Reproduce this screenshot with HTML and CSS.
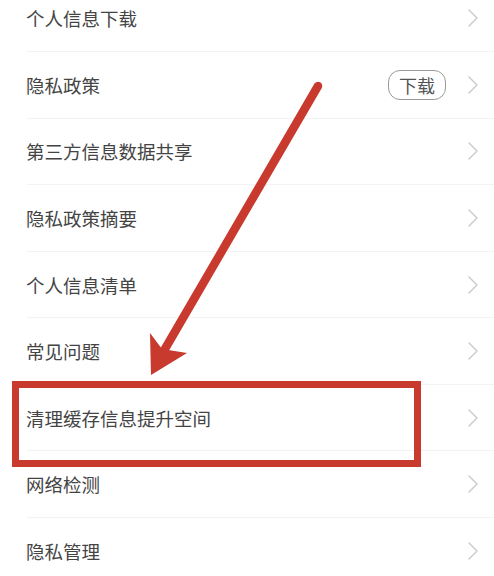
FILE: index.html
```html
<!DOCTYPE html>
<html lang="zh">
<head>
<meta charset="utf-8">
<link rel="stylesheet" href="styles.css">
</head>
<body>
<div class="page">
  <ul class="list">
    <li class="row"><span class="label">个人信息下载</span><svg class="chev" viewBox="0 0 10 18"><polyline points="1,1 9,9 1,17"/></svg></li>
    <li class="row"><span class="label">隐私政策</span><span class="badge">下载</span><svg class="chev" viewBox="0 0 10 18"><polyline points="1,1 9,9 1,17"/></svg></li>
    <li class="row"><span class="label">第三方信息数据共享</span><svg class="chev" viewBox="0 0 10 18"><polyline points="1,1 9,9 1,17"/></svg></li>
    <li class="row"><span class="label">隐私政策摘要</span><svg class="chev" viewBox="0 0 10 18"><polyline points="1,1 9,9 1,17"/></svg></li>
    <li class="row"><span class="label">个人信息清单</span><svg class="chev" viewBox="0 0 10 18"><polyline points="1,1 9,9 1,17"/></svg></li>
    <li class="row"><span class="label">常见问题</span><svg class="chev" viewBox="0 0 10 18"><polyline points="1,1 9,9 1,17"/></svg></li>
    <li class="row"><span class="label">清理缓存信息提升空间</span><svg class="chev" viewBox="0 0 10 18"><polyline points="1,1 9,9 1,17"/></svg></li>
    <li class="row"><span class="label">网络检测</span><svg class="chev" viewBox="0 0 10 18"><polyline points="1,1 9,9 1,17"/></svg></li>
    <li class="row"><span class="label">隐私管理</span><svg class="chev" viewBox="0 0 10 18"><polyline points="1,1 9,9 1,17"/></svg></li>
  </ul>
  <div class="highlight"></div>
  <svg class="arrow" width="494" height="576" viewBox="0 0 494 576">
    <line x1="318" y1="86" x2="162" y2="354" stroke="#c8392e" stroke-width="8.5" stroke-linecap="round"/>
    <polygon points="151,375 150,333 162,349 187,353" fill="#c8392e"/>
  </svg>
</div>
</body>
</html>
```
FILE: styles.css
```css
html, body {
  margin: 0;
  padding: 0;
  background: #ffffff;
}
.page {
  position: relative;
  width: 494px;
  height: 576px;
  overflow: hidden;
  font-family: "Noto Sans CJK SC", "Noto Sans", sans-serif;
}
.list {
  list-style: none;
  margin: -14.5px 0 0 0;
  padding: 0;
}
.row {
  box-sizing: border-box;
  height: 66.57px;
  margin-left: 27px;
  border-bottom: 1px solid #f3f3f3;
  display: flex;
  align-items: center;
  padding-right: 16px;
}
.label {
  flex: 1;
  margin-left: -1px;
  font-size: 18.5px;
  color: #444444;
}
.badge {
  box-sizing: border-box;
  width: 58px;
  height: 30px;
  border: 1.5px solid #9a9a9a;
  border-radius: 12px;
  display: flex;
  align-items: center;
  justify-content: center;
  font-size: 18px;
  color: #555555;
  margin-right: 22px;
}
.chev {
  width: 10px;
  height: 18px;
  fill: none;
  stroke: #cccccc;
  stroke-width: 1.5;
  stroke-linecap: round;
  stroke-linejoin: round;
}
.highlight {
  position: absolute;
  left: 12px;
  top: 381px;
  width: 409px;
  height: 86px;
  box-sizing: border-box;
  border: 7.5px solid #c8392e;
}
.arrow {
  position: absolute;
  left: 0;
  top: 0;
}
```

##############################

REQUIREMENT - From the data above, write out everything exactly except the pictures.

RESULT FOR THIS TASK -
Reproduce this screenshot with HTML and CSS.
FILE: index.html
```html
<!DOCTYPE html>
<html lang="zh">
<head>
<meta charset="utf-8">
<link rel="stylesheet" href="styles.css">
</head>
<body>
<div class="page">
  <ul class="list">
    <li class="row"><span class="label">个人信息下载</span><svg class="chev" viewBox="0 0 10 18"><polyline points="1,1 9,9 1,17"/></svg></li>
    <li class="row"><span class="label">隐私政策</span><span class="badge">下载</span><svg class="chev" viewBox="0 0 10 18"><polyline points="1,1 9,9 1,17"/></svg></li>
    <li class="row"><span class="label">第三方信息数据共享</span><svg class="chev" viewBox="0 0 10 18"><polyline points="1,1 9,9 1,17"/></svg></li>
    <li class="row"><span class="label">隐私政策摘要</span><svg class="chev" viewBox="0 0 10 18"><polyline points="1,1 9,9 1,17"/></svg></li>
    <li class="row"><span class="label">个人信息清单</span><svg class="chev" viewBox="0 0 10 18"><polyline points="1,1 9,9 1,17"/></svg></li>
    <li class="row"><span class="label">常见问题</span><svg class="chev" viewBox="0 0 10 18"><polyline points="1,1 9,9 1,17"/></svg></li>
    <li class="row"><span class="label">清理缓存信息提升空间</span><svg class="chev" viewBox="0 0 10 18"><polyline points="1,1 9,9 1,17"/></svg></li>
    <li class="row"><span class="label">网络检测</span><svg class="chev" viewBox="0 0 10 18"><polyline points="1,1 9,9 1,17"/></svg></li>
    <li class="row"><span class="label">隐私管理</span><svg class="chev" viewBox="0 0 10 18"><polyline points="1,1 9,9 1,17"/></svg></li>
  </ul>
  <div class="highlight"></div>
  <svg class="arrow" width="494" height="576" viewBox="0 0 494 576">
    <line x1="318" y1="86" x2="162" y2="354" stroke="#c8392e" stroke-width="8.5" stroke-linecap="round"/>
    <polygon points="151,375 150,333 162,349 187,353" fill="#c8392e"/>
  </svg>
</div>
</body>
</html>
```
FILE: styles.css
```css
html, body {
  margin: 0;
  padding: 0;
  background: #ffffff;
}
.page {
  position: relative;
  width: 494px;
  height: 576px;
  overflow: hidden;
  font-family: "Noto Sans CJK SC", "Noto Sans", sans-serif;
}
.list {
  list-style: none;
  margin: -14.5px 0 0 0;
  padding: 0;
}
.row {
  box-sizing: border-box;
  height: 66.57px;
  margin-left: 27px;
  border-bottom: 1px solid #f3f3f3;
  display: flex;
  align-items: center;
  padding-right: 16px;
}
.label {
  flex: 1;
  margin-left: -1px;
  font-size: 18.5px;
  color: #444444;
}
.badge {
  box-sizing: border-box;
  width: 58px;
  height: 30px;
  border: 1.5px solid #9a9a9a;
  border-radius: 12px;
  display: flex;
  align-items: center;
  justify-content: center;
  font-size: 18px;
  color: #555555;
  margin-right: 22px;
}
.chev {
  width: 10px;
  height: 18px;
  fill: none;
  stroke: #cccccc;
  stroke-width: 1.5;
  stroke-linecap: round;
  stroke-linejoin: round;
}
.highlight {
  position: absolute;
  left: 12px;
  top: 381px;
  width: 409px;
  height: 86px;
  box-sizing: border-box;
  border: 7.5px solid #c8392e;
}
.arrow {
  position: absolute;
  left: 0;
  top: 0;
}
```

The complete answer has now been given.